Ein komplett neues Kapitel der kosmischen Evolution könnte sich so aufschlagen, das eng mit der Frage nach der Zusammensetzung und Entwicklung des Universums verbunden ist. Bislang bleibt der Ursprung der rätselhaften Weltraumexplosionen jedoch ein faszinierendes Mysterium, das die Astronomie herausfordert und der Wissenschaft neue Forschungsfelder eröffnet. Diese kurzzeitig blitzenden, extrem energiereichen Phänomene zeigen, wie viel wir über die tiefsten Prozesse des Kosmos noch nicht verstehen und wie aufregend der Blick in den Weltraum sein kann, wenn er uns neue Geheimnisse offenbart. Der Ausblick für die Forschung in den nächsten Jahren ist vielversprechend. Mit verbesserten Teleskopen, schnelleren Datenübermittlungen und internationalen Kooperationen könnte das Rätsel um die LFBots bald gelüftet werden.
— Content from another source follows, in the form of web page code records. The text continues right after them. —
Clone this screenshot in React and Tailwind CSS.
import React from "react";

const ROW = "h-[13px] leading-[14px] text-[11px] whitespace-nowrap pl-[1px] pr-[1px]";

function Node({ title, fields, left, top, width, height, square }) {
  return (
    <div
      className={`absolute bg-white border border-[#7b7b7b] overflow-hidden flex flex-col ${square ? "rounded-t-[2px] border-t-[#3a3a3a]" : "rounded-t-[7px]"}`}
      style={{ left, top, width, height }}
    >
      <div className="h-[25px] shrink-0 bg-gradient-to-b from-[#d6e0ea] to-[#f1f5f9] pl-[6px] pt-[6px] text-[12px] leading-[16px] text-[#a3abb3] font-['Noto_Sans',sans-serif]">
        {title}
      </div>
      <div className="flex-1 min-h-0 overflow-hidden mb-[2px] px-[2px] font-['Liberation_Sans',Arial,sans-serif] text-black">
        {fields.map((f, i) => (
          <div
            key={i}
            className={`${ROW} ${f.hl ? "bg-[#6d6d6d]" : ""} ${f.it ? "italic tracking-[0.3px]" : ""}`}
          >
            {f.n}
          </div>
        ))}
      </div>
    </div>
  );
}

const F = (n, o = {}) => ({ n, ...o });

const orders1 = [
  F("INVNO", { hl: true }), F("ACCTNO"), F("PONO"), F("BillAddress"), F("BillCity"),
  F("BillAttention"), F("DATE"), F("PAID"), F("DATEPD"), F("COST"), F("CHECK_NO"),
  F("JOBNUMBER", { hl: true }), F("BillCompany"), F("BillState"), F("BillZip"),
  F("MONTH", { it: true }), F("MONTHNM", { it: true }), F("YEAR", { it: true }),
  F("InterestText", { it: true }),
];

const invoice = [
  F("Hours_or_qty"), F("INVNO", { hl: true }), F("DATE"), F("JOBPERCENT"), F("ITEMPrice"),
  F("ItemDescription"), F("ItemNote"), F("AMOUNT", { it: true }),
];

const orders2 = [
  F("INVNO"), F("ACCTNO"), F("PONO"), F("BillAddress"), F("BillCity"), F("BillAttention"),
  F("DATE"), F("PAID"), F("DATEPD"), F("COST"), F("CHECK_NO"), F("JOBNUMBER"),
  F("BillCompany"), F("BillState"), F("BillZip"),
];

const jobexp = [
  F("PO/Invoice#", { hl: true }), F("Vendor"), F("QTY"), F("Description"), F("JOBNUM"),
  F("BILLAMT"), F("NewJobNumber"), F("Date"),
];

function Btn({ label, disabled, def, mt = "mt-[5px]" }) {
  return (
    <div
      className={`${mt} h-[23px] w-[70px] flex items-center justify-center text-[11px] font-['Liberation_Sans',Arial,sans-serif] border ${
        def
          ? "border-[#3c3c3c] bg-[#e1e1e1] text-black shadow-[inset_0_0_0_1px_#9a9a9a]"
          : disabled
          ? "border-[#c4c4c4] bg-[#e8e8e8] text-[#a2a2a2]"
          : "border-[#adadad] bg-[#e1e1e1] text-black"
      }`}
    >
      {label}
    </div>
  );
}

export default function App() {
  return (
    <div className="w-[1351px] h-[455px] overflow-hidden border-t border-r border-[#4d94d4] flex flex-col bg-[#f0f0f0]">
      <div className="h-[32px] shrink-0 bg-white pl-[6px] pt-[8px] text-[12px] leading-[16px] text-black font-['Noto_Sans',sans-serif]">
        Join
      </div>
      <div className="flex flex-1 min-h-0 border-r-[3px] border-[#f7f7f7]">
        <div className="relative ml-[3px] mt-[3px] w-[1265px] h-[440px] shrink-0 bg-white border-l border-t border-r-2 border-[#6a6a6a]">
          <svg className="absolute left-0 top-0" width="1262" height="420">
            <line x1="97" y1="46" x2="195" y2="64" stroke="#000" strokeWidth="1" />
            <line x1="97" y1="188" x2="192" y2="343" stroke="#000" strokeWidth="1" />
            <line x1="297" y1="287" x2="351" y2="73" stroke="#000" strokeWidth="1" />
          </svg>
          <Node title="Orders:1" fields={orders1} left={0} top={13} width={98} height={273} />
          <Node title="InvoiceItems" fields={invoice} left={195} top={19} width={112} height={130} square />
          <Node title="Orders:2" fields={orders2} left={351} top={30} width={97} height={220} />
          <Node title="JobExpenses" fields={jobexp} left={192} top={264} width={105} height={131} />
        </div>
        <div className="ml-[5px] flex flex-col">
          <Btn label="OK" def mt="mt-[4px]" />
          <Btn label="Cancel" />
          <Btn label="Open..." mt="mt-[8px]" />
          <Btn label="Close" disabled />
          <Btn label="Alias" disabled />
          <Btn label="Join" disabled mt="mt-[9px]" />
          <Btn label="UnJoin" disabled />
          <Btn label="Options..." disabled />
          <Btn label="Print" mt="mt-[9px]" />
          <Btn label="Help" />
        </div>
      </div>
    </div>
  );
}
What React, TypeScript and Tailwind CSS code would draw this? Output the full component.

Dann werden wir wissen, ob die „Kuh“ und ihre tierischen Namensvettern wie der „Koala“, „Kamel“ oder „Tasmanische Teufel“ tatsächlich die Signale einer bislang unerkannten Klasse von Schwarzen Löchern sind – oder ob noch andere unbekannte kosmische Kräfte für ihr kurzzeitiges Leuchten verantwortlich sind. Bis dahin bleibt das Universum ein Ort voller Wunder und unerwarteter Überraschungen.